The container was not top heavy, but you don’t want to knock and reveal the identity (and you need something to keep track of who is who).
Final Thoughts on One Week Ultimate Werewolf
The replay-ability is there with One Week Ultimate Werewolf, you may choose a different first role/movement and subsequent role. You might opt to choose a different room ability as well. Having said that, others weren’t up for a second game after (whereas I have witnesses 7+ back-to-back Avalons and 40+ One Nights.
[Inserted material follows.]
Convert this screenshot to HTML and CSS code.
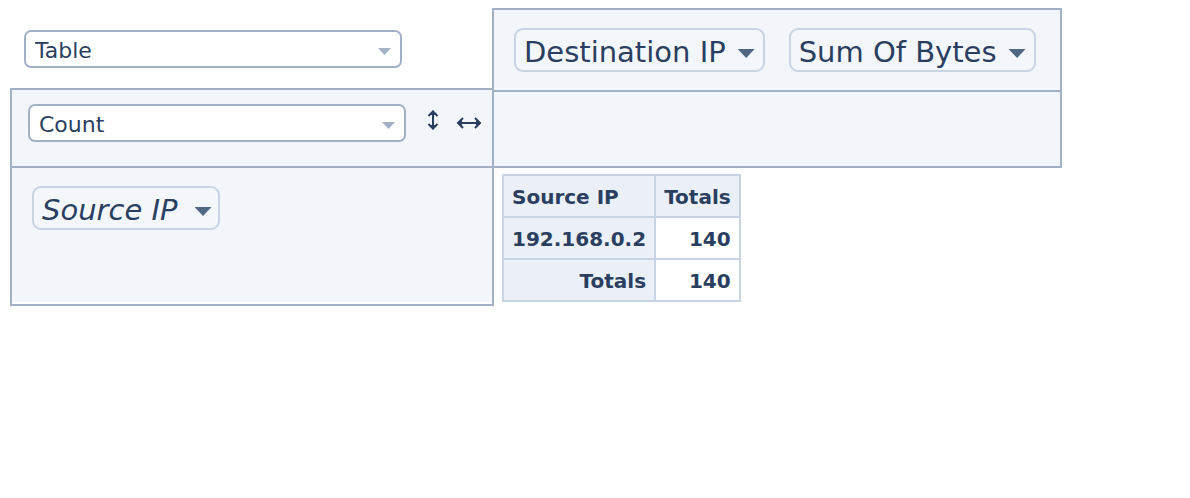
FILE: index.html
```
<!DOCTYPE html>
<html lang="en">
<head>
<meta charset="utf-8">
<title>Pivot table</title>
<link rel="stylesheet" href="styles.css">
</head>
<body>
<main class="pivot">
  <section class="side">
    <div class="renderer">
      <span class="picker"><select class="picker-select" aria-label="Renderer"><option>Table</option></select></span>
    </div>
    <div class="panel aggregator">
      <span class="picker"><select class="picker-select" aria-label="Aggregator"><option>Count</option></select></span>
      <button class="order order-rows" type="button" aria-label="Row order"><svg width="12" height="20" viewBox="0 0 12 20"><path d="M6 2V18M1.500 6L6 1.500L10.500 6M1.500 14L6 18.500L10.500 14"/><path class="tip" d="M6 0L9 5H3ZM6 20L9 15H3Z"/></svg></button>
      <button class="order order-cols" type="button" aria-label="Column order"><svg width="26" height="14" viewBox="0 0 26 14"><path d="M2 7H24M7 2L2 7L7 12M19 2L24 7L19 12"/><path class="tip" d="M1 7L6 4V10ZM25 7L20 4V10Z"/></svg></button>
    </div>
    <div class="panel row-fields">
      <button class="field field-unused" type="button">Source IP<span class="caret"></span></button>
    </div>
  </section>
  <section class="content">
    <div class="panel unused-fields">
      <button class="field" type="button">Destination IP<span class="caret"></span></button>
      <button class="field" type="button">Sum Of Bytes<span class="caret"></span></button>
    </div>
    <div class="panel col-fields"></div>
    <table class="result">
      <thead>
        <tr><th scope="col">Source IP</th><th scope="col">Totals</th></tr>
      </thead>
      <tbody>
        <tr><th scope="row">192.168.0.2</th><td>140</td></tr>
        <tr><th class="total-label" scope="row">Totals</th><td>140</td></tr>
      </tbody>
    </table>
  </section>
</main>
</body>
</html>
```
FILE: styles.css
```
* {
  box-sizing: border-box;
}

body {
  margin: 0;
  padding: 8px 10px;
  background: #fff;
  color: #2a3f5f;
  font-family: Verdana, "DejaVu Sans", sans-serif;
}

.pivot {
  display: flex;
  align-items: flex-start;
}

.side {
  flex: none;
}

.content {
  flex: 0 1 570px;
  margin-left: -2px;
}

.renderer {
  padding: 22px 14px 20px;
}

.panel {
  border: 2px solid #a2b1c6;
  background: #f2f5fa;
}

.aggregator {
  display: flex;
  align-items: flex-start;
  padding: 14px 10px 24px 16px;
  border-bottom: 0;
}

.row-fields {
  padding: 18px 20px 74px;
  box-shadow: inset 0 -2px #fff;
}

.unused-fields {
  display: flex;
  gap: 24px;
  padding: 18px 20px;
  border-bottom: 0;
}

.col-fields {
  min-height: 78px;
}

.picker {
  display: block;
  position: relative;
  width: 378px;
}

.picker::after {
  content: "";
  position: absolute;
  top: 18px;
  right: 11px;
  width: 13px;
  height: 7px;
  background: #a2b1c6;
  clip-path: polygon(0 0, 100% 0, 50% 100%);
  pointer-events: none;
}

.picker-select {
  display: block;
  width: 100%;
  height: 38px;
  padding: 2px 30px 0 9px;
  border: 2px solid #a2b1c6;
  border-radius: 7px;
  appearance: none;
  background: #fff;
  color: inherit;
  font: 22px "DejaVu Sans", sans-serif;
}

.order {
  padding: 0;
  border: 0;
  background: none;
  line-height: 0;
}

.order path {
  fill: none;
  stroke: #2a3f5f;
  stroke-width: 2;
}

.order .tip {
  fill: #2a3f5f;
  stroke: none;
}

.order-rows {
  margin: 6px 0 0 21px;
}

.order-cols {
  margin: 12px 0 0 17px;
}

.field {
  display: flex;
  align-items: center;
  gap: 12px;
  height: 44px;
  padding: 3px 8px 0;
  border: 2px solid #c8d4e3;
  border-radius: 9px;
  background: #f3f6fa;
  color: inherit;
  font: 29px "DejaVu Sans", sans-serif;
  white-space: nowrap;
}

.field-unused {
  gap: 17px;
  padding-right: 6px;
  font-style: italic;
}

.caret {
  width: 17px;
  height: 9px;
  margin-top: 4px;
  background: #506784;
  clip-path: polygon(0 0, 100% 0, 50% 100%);
}

.result {
  margin: 6px 0 0 10px;
  border-collapse: collapse;
  font-size: 20px;
  font-weight: bold;
  line-height: 24px;
}

.result th,
.result td {
  padding: 9px 8px 7px;
  border: 2px solid #c8d4e3;
  text-align: right;
}

.result th {
  background: #ebf0f8;
  text-align: left;
}

.result .total-label {
  text-align: right;
}
```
The Tuesday group had some hardcore One Night fans skip a second play (played the intro room as there were Werewolf virgins). However, those, including the newbies who stayed really ended the recommended rooms. I changed what we used, asking for suggestions which rooms they would like. We tried out the Laboratory (lets you switch out and in an empty room), the Dynamite Room (explodes/removes an empty room), Armoury (stops others viewing you, Archives (lets you look at a “file” and you may now become a Werewolf, Tanner (they work independently) a Villager or nothingness...you stay as you are. So, using various combos we tried out a total of three set-ups then someone was up for trying Codenames.
The engagement is strong, you must know where people have been and this the best trait of the game. The interaction is also better than One Night as you can choose based on who is next to you. Do you want to rob, or just see...or check you haven’t been switched? The components are a shame, the resin is a decent touch but all anyone said was that they were heavy, but the core game pieces and boards were neglected.
Should you play and get One Week Ultimate Werewolf? Well, as mentioned, if you like Good Cop, Bad Cop, I think you will like being in control more, there are many rooms to try, although you will have gone through all of them at some point in about four games. Mixing up the recommended layout is something I would like to keep note of and try out. With more downtime and in the redundancy of the app, the flow was sorely missed.
One Week Ultimate Werewolf isn’t as light, but you might like the thought of strategically planning a win (whereas One Night you have a set...and only set idea, i.e. If I am the Robber, what do I say and when). Give the game a go and see what works, if you haven’t played One Night, this could be an interesting introduction to the group, especially as some have only played Werewords as their first foray.